End of day, this is probably a question for marketing/PR people to answer, since their specialty is very short stories. But it's important to target those stories at the right audience. Not everybody likes everything, after all. My books aren't super-popular in the Western aisle.
— N. K. Jemisin (@nkjemisin) November 8, 2020
So, know your audience. Stop trying to sell wholesome meals to ppl who've chosen to live on chips -- hell, half the reason they're doing that is to spite you. Focus on folks who claim to want good food but are eating a lot of crap. Remind them that salt is not a food group.
— N. K. Jemisin (@nkjemisin) November 8, 2020
And more importantly, focus on those who already know the complex stories, but don't trust the storytellers. The BIPoC who don't vote completely get that it's the racism -- but they don't think leftist politicians do. Because the best-known leftist politicians *don't* get it.
— N. K. Jemisin (@nkjemisin) November 8, 2020
That's the danger of class reductionists & white liberal pundits who sound straight out of MLK's Letter From A Birmingham Jail -- more devoted to "order" than justice, constantly cautioning BIPoC to put their needs off for the greater good. Nobody likes a story with a bad ending.

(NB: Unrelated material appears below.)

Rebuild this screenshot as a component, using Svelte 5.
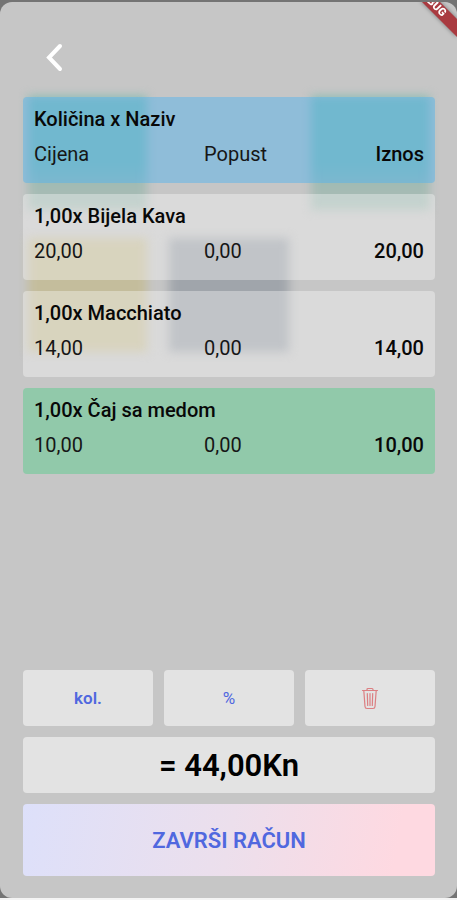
<script>
	const items = [
		{ name: 'Bijela Kava', qty: 1, price: 20, discount: 0 },
		{ name: 'Macchiato', qty: 1, price: 14, discount: 0 },
		{ name: 'Čaj sa medom', qty: 1, price: 10, discount: 0 }
	];
	let selected = $state(2);

	const format = (n) => n.toFixed(2).replace('.', ',');
	const total = items.reduce((sum, item) => sum + item.qty * item.price - item.discount, 0);

	// blurred article tiles behind the bill
	const tiles = ['green', '', 'green', 'yellow', 'slate'];
</script>

<div class="page">
	<main class="screen">
		<div class="tiles" aria-hidden="true">
			{#each tiles as tile}
				<span class="tile {tile}"></span>
			{/each}
		</div>

		<svg class="ribbon" width="40" height="44" viewBox="0 0 40 44">
			<path d="M5 0 L21 0 L40 19 L40 37 L3 0z" fill="#a93a40" />
			<text transform="translate(25 17) rotate(45)" text-anchor="end">BUG</text>
		</svg>

		<header>
			<button class="back" aria-label="Natrag">
				<svg width="20" height="30" viewBox="0 0 20 30" fill="none">
					<path d="M15 3 L4 14.5 L15 26" stroke="#fff" stroke-width="4" stroke-linecap="round" />
				</svg>
			</button>
		</header>

		<table>
			<thead>
				<tr class="card head">
					<th class="name">Količina x Naziv</th>
					<th>Cijena</th>
					<th>Popust</th>
					<th class="amount">Iznos</th>
				</tr>
			</thead>
			<tbody>
				{#each items as item, i}
					<tr class="card" class:selected={selected === i} onclick={() => (selected = i)}>
						<td class="name">{format(item.qty)}x {item.name}</td>
						<td>{format(item.price)}</td>
						<td>{format(item.discount)}</td>
						<td class="amount">{format(item.qty * item.price)}</td>
					</tr>
				{/each}
			</tbody>
		</table>

		<footer>
			<div class="actions">
				<button class="action">kol.</button>
				<button class="action percent">%</button>
				<button class="action" aria-label="Obriši">
					<svg width="18" height="24" viewBox="0 0 18 24" fill="none" stroke="#dc7f82" stroke-width="1.2" stroke-linecap="round" stroke-linejoin="round">
						<path d="M1.5 4.5h15M6 4V3.4Q6 2.5 7 2.5h4q1 0 1 .9V4" />
						<path d="M2.8 4.5l1.2 16Q4.1 22.5 6 22.5h6q1.9 0 2-2l1.2-16" />
						<path d="M6.3 7.5l.4 12M9 7.5v12M11.7 7.5l-.4 12" />
					</svg>
				</button>
			</div>
			<div class="total">= {format(total)}Kn</div>
			<button class="finish">ZAVRŠI RAČUN</button>
		</footer>
	</main>
</div>

<style>
	:global(body) {
		margin: 0;
		background: #fff;
	}
	.page {
		box-sizing: border-box;
		display: flex;
		min-height: 100vh;
		padding-top: 2px;
		border-bottom: 2px solid #f4f4f4;
		background: #747474;
		font-family: Roboto, 'Liberation Sans', sans-serif;
	}
	.screen {
		box-sizing: border-box;
		position: relative;
		flex: 1;
		display: flex;
		flex-direction: column;
		min-width: 0;
		padding: 35px 22px 22px 23px;
		border-radius: 12px;
		overflow: hidden;
		background: #c6c6c6;
	}
	.tiles {
		position: absolute;
		top: 94px;
		left: 28px;
		right: 27px;
		display: grid;
		grid-template-columns: repeat(3, 1fr);
		grid-auto-rows: 114px;
		gap: 28px 22px;
		filter: blur(5px);
	}
	.green {
		background: linear-gradient(#8abcb2 60%, #a5bbb4 80%);
	}
	.yellow {
		background: #c4bd9c;
	}
	.slate {
		background: #a0a5ab;
	}
	.ribbon {
		position: absolute;
		top: -2px;
		right: 0;
		filter: drop-shadow(0 0 2px rgba(0, 0, 0, 0.4));
	}
	.ribbon text {
		fill: #fff;
		font-size: 11px;
		font-weight: 900;
	}
	header,
	table,
	footer {
		position: relative;
	}
	header {
		height: 60px;
		padding-left: 22px;
	}
	button {
		padding: 0;
		border: 0;
		font-family: inherit;
		cursor: pointer;
	}
	.back {
		display: flex;
		padding: 6px 0;
		background: none;
	}
	table,
	thead,
	tbody {
		display: flex;
		flex-direction: column;
		gap: 11px;
	}
	.card {
		display: grid;
		grid-template-columns: 170px 1fr auto;
		row-gap: 10px;
		padding: 10px 11px 16px;
		border-radius: 4px;
		background: rgba(255, 255, 255, 0.35);
		color: #161616;
		font-size: 20px;
		line-height: 25px;
	}
	.head {
		background: rgba(88, 180, 236, 0.5);
	}
	.selected {
		background: #91c9aa;
	}
	th,
	td {
		padding: 0;
		font-weight: 400;
		text-align: left;
	}
	.name {
		grid-column: 1 / -1;
	}
	.name,
	.amount {
		color: #080808;
		font-weight: 500;
	}
	.amount {
		text-align: right;
	}
	footer {
		display: flex;
		flex-direction: column;
		gap: 11px;
		margin-top: auto;
	}
	.actions {
		display: grid;
		grid-template-columns: repeat(3, 1fr);
		gap: 11px;
	}
	.action,
	.total,
	.finish {
		display: flex;
		align-items: center;
		justify-content: center;
		border-radius: 4px;
	}
	.action,
	.total {
		height: 56px;
		background: #e3e3e3;
	}
	.action {
		color: #5068df;
		font-size: 17px;
		font-weight: 600;
	}
	.percent {
		font-size: 17px;
		font-weight: 400;
	}
	.total {
		color: #000;
		font-size: 31px;
		font-weight: 600;
	}
	.finish {
		height: 72px;
		background: linear-gradient(100deg, #dde0fa, #ecdfec 50%, #fed9e1 90%);
		color: #5068df;
		font-size: 22px;
		font-weight: 600;
	}
</style>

— N. K. Jemisin (@nkjemisin) November 8, 2020
The great non-voting masses of America have fallen prey not only to voter suppression, but also the stories told by GOP/billionaire think tanks: voting is meaningless, both sides are bad, doesn't matter who's in charge, life will always suck. This is a narrative we must counter.
— N. K. Jemisin (@nkjemisin) November 8, 2020
And the way to do it is NOT with messages of conciliation toward fascists, or unity with bigots. Not by handwaving consequences because trials and equality are too hard. The way to do it is to SHOW people (don't tell!) that who they vote for matters. That justice is possible.
— N. K. Jemisin (@nkjemisin) November 8, 2020
We all want life to be better. But we have a chance right now to achieve the positive peace which is the presence of justice, to paraphrase MLK, and not just negative peace which is the absence of conflict. Elevate the powerless, not the powerful. Focus on justice, not "unity."
— N. K. Jemisin (@nkjemisin) November 8, 2020
Put some fucking Republicans in jail. (Prob the biggest reason I can't commit to prison abolition; I want these mfs to die in prison.) Put ICE officers in jail if they raped or abused immigrants. Put bad cops in jail.
— N. K. Jemisin (@nkjemisin) November 8, 2020
When we lack stories to tell, actions speak loudest.
And a big, important story we need to be telling right now is just how terrifying the vote is, to fascists. Fortunately they've helped tell that story themselves, by repeatedly attacking people's ability to vote. It's clearly important. Leftists need to double down on that.
— N. K. Jemisin (@nkjemisin) November 8, 2020
So that's all I got, from one storyteller to the many others out there. Hope it helps.
— N. K. Jemisin (@nkjemisin) November 8, 2020
Belated add, since some are tossing around lefty snack stories now: again, those are a hard sell bc nuance reduces poorly & capitalism indocs the opposite. But my suggestion: "You're better off if your neighbor is, too." Doesn't rhyme, not very snacky. But that's the gist.